だからといって何か役立つことをしているわけではないが、気まぐれにちょっとお手伝いをしながら、「今この時を共有しておこうかな」と思い、火葬が終わってそのまま両親と共に帰省することにした。

今、結局私にできることは、「親を見ておくこと」「時間を共有すること」だと思う。

正直、今回亡くなった父の兄と会って話したのは、昨年の父の母の葬式と四十九日以外に、おそらく私が小学生の頃少し遊んでもらっていたような微かな記憶とも言えない記憶くらいしかない。
私の母も数えるほどにしか会ったことがないと言う。

それでも、父の兄弟で、私たち以外の家族で最後の肉親だった。
父は私たち家族の前で泣いたりはしないけれど、お坊さんと葬儀の打ち合わせをしている時に、「もう少しどうにか出来ていれば、こんな形にはならなかったのではないかと後悔がある」ということを話していた。
(私から見れば父は十分すぎるくらいに一人で頑張っていたし、父だけでどうにかできることではなかったと思うが)

自分以外の家族が死んだ後の気持ちなんて、自分がその立場にならないと分からない。
変に声をかけるのも違う気がするから、「ただそばにいる」選択をした。

両親は、明日の葬式後も、東京の兄の家を片付けたり手続きをするために、私の家に度々泊まりに来ることになっている。
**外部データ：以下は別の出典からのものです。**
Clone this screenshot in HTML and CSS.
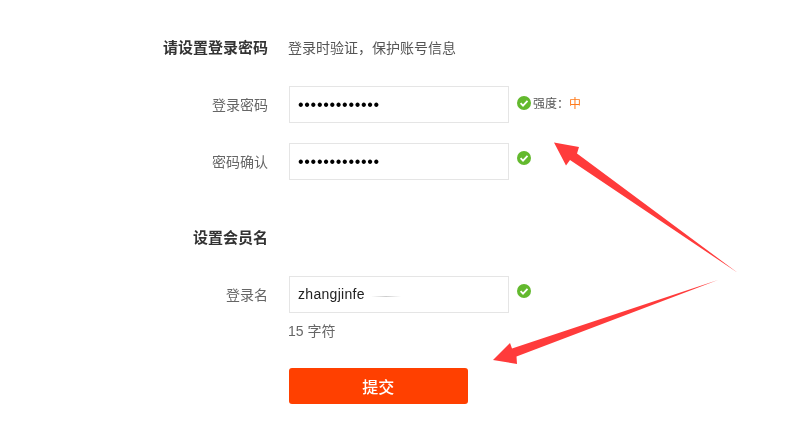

「このために、私は大学時代からほぼ変わらない場所に住み続けていたのかな」なんて思ったりした。

以前ある本で読んだ「起こることは全て最高である」という言葉を最近よく思い出す。

私にとって、大学時代からほぼ同じ場所に住み続けていることは、自分にとってそんなに良くない現状の結果だ。
転職活動も上手くいかず、自分の体調も上手くいかず、実家に帰る選択をする気にもなれず、そんな日々を過ごした結果、今もまだ住み続けているだけだ。

だけど、その結果、今回親の役に立てた。

もし転職活動が上手くいって平日日中バリバリ働いていたら、「今、親のそばにいる」という選択は出来ていなかった。
他にも自分にとっては不幸だったことを顧みては、だけどそれが上手くいっていたら今の自分の選択は出来ていなかったよねと思う。

「私が長女だから」という責任だけが理由ではないが、「家族を大事にしたい」という気持ちはある。
だからといって、ずっと一緒に暮らすのは自分にとって心地良い距離感ではないことは分かっている。
だけど、「家族に何かあった時は支え合う」「節目節目の時間を共有する」ことはしたいとずっと思っている。

上手くいっていない現状も、その自分の想いを叶えるために起こったことだと考えれば、「起こることは全て最高である」と言えるかもしれない。

そう「ものの見方を変えられた」ことも、今回の出来事を通して感じた私にとって新たな成長だった。